• [SOURCE MATERIAL]

_ _ _ _

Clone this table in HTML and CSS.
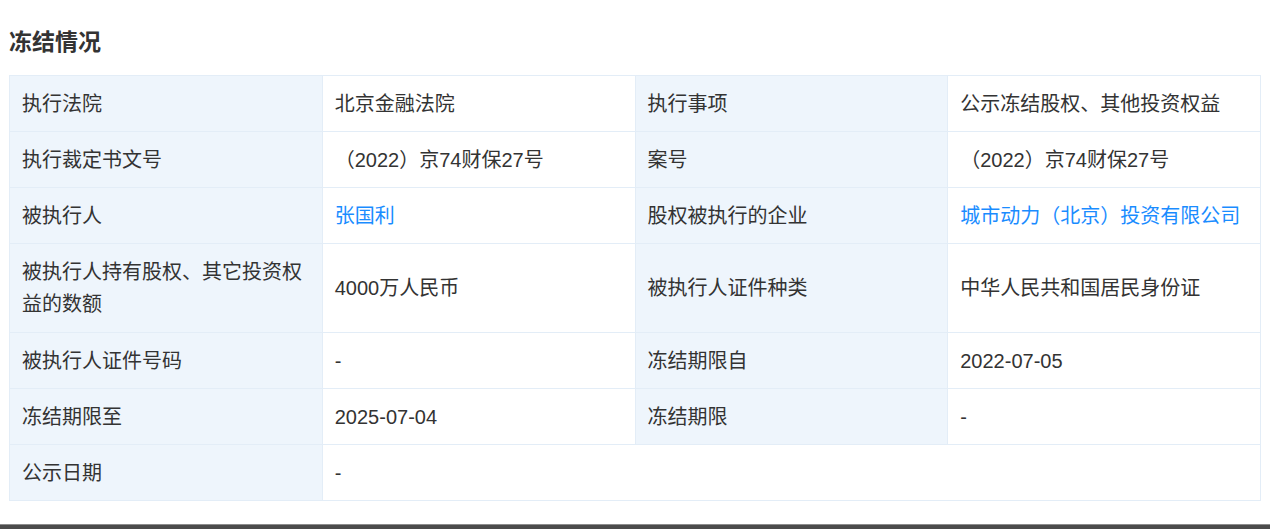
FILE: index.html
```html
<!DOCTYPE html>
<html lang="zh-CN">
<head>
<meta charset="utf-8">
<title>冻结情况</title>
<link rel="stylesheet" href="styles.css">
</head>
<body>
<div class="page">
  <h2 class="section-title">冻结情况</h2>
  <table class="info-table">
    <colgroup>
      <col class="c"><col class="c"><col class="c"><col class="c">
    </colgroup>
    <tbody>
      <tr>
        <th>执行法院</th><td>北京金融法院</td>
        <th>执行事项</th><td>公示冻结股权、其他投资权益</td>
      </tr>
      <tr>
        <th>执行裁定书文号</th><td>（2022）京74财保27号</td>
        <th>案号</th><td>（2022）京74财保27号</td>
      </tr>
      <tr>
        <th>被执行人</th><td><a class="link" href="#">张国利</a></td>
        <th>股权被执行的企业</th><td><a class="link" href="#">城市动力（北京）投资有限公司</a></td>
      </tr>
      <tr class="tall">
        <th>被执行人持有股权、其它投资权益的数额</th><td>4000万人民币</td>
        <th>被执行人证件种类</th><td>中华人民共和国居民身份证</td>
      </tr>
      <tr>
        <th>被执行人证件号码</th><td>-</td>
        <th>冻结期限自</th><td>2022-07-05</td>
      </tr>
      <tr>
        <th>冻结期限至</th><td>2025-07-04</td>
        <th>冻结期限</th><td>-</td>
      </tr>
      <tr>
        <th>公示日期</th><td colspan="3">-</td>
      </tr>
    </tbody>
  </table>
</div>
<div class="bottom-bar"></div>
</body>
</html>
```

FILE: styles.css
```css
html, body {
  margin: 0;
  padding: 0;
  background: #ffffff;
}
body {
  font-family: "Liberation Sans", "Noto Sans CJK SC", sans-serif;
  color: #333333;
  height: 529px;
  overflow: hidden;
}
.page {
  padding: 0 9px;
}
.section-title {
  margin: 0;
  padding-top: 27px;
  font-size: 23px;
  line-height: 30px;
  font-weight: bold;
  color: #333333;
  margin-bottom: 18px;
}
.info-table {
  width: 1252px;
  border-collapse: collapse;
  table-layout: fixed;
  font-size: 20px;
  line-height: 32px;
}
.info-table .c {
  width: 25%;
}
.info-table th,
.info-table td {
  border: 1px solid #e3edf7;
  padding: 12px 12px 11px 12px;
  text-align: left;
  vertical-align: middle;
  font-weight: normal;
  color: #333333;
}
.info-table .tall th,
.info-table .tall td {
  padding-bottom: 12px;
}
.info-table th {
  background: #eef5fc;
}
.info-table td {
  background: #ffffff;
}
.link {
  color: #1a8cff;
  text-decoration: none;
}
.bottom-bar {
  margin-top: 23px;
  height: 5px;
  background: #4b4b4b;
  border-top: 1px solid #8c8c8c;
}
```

_ _ _ _

• [GIVEN INSTRUCTION]
The material above must be printed exactly, with its pictures left out.

• [SOLUTION TO THIS PROBLEM]
Clone this table in HTML and CSS.
FILE: index.html
```html
<!DOCTYPE html>
<html lang="zh-CN">
<head>
<meta charset="utf-8">
<title>冻结情况</title>
<link rel="stylesheet" href="styles.css">
</head>
<body>
<div class="page">
  <h2 class="section-title">冻结情况</h2>
  <table class="info-table">
    <colgroup>
      <col class="c"><col class="c"><col class="c"><col class="c">
    </colgroup>
    <tbody>
      <tr>
        <th>执行法院</th><td>北京金融法院</td>
        <th>执行事项</th><td>公示冻结股权、其他投资权益</td>
      </tr>
      <tr>
        <th>执行裁定书文号</th><td>（2022）京74财保27号</td>
        <th>案号</th><td>（2022）京74财保27号</td>
      </tr>
      <tr>
        <th>被执行人</th><td><a class="link" href="#">张国利</a></td>
        <th>股权被执行的企业</th><td><a class="link" href="#">城市动力（北京）投资有限公司</a></td>
      </tr>
      <tr class="tall">
        <th>被执行人持有股权、其它投资权益的数额</th><td>4000万人民币</td>
        <th>被执行人证件种类</th><td>中华人民共和国居民身份证</td>
      </tr>
      <tr>
        <th>被执行人证件号码</th><td>-</td>
        <th>冻结期限自</th><td>2022-07-05</td>
      </tr>
      <tr>
        <th>冻结期限至</th><td>2025-07-04</td>
        <th>冻结期限</th><td>-</td>
      </tr>
      <tr>
        <th>公示日期</th><td colspan="3">-</td>
      </tr>
    </tbody>
  </table>
</div>
<div class="bottom-bar"></div>
</body>
</html>
```

FILE: styles.css
```css
html, body {
  margin: 0;
  padding: 0;
  background: #ffffff;
}
body {
  font-family: "Liberation Sans", "Noto Sans CJK SC", sans-serif;
  color: #333333;
  height: 529px;
  overflow: hidden;
}
.page {
  padding: 0 9px;
}
.section-title {
  margin: 0;
  padding-top: 27px;
  font-size: 23px;
  line-height: 30px;
  font-weight: bold;
  color: #333333;
  margin-bottom: 18px;
}
.info-table {
  width: 1252px;
  border-collapse: collapse;
  table-layout: fixed;
  font-size: 20px;
  line-height: 32px;
}
.info-table .c {
  width: 25%;
}
.info-table th,
.info-table td {
  border: 1px solid #e3edf7;
  padding: 12px 12px 11px 12px;
  text-align: left;
  vertical-align: middle;
  font-weight: normal;
  color: #333333;
}
.info-table .tall th,
.info-table .tall td {
  padding-bottom: 12px;
}
.info-table th {
  background: #eef5fc;
}
.info-table td {
  background: #ffffff;
}
.link {
  color: #1a8cff;
  text-decoration: none;
}
.bottom-bar {
  margin-top: 23px;
  height: 5px;
  background: #4b4b4b;
  border-top: 1px solid #8c8c8c;
}
```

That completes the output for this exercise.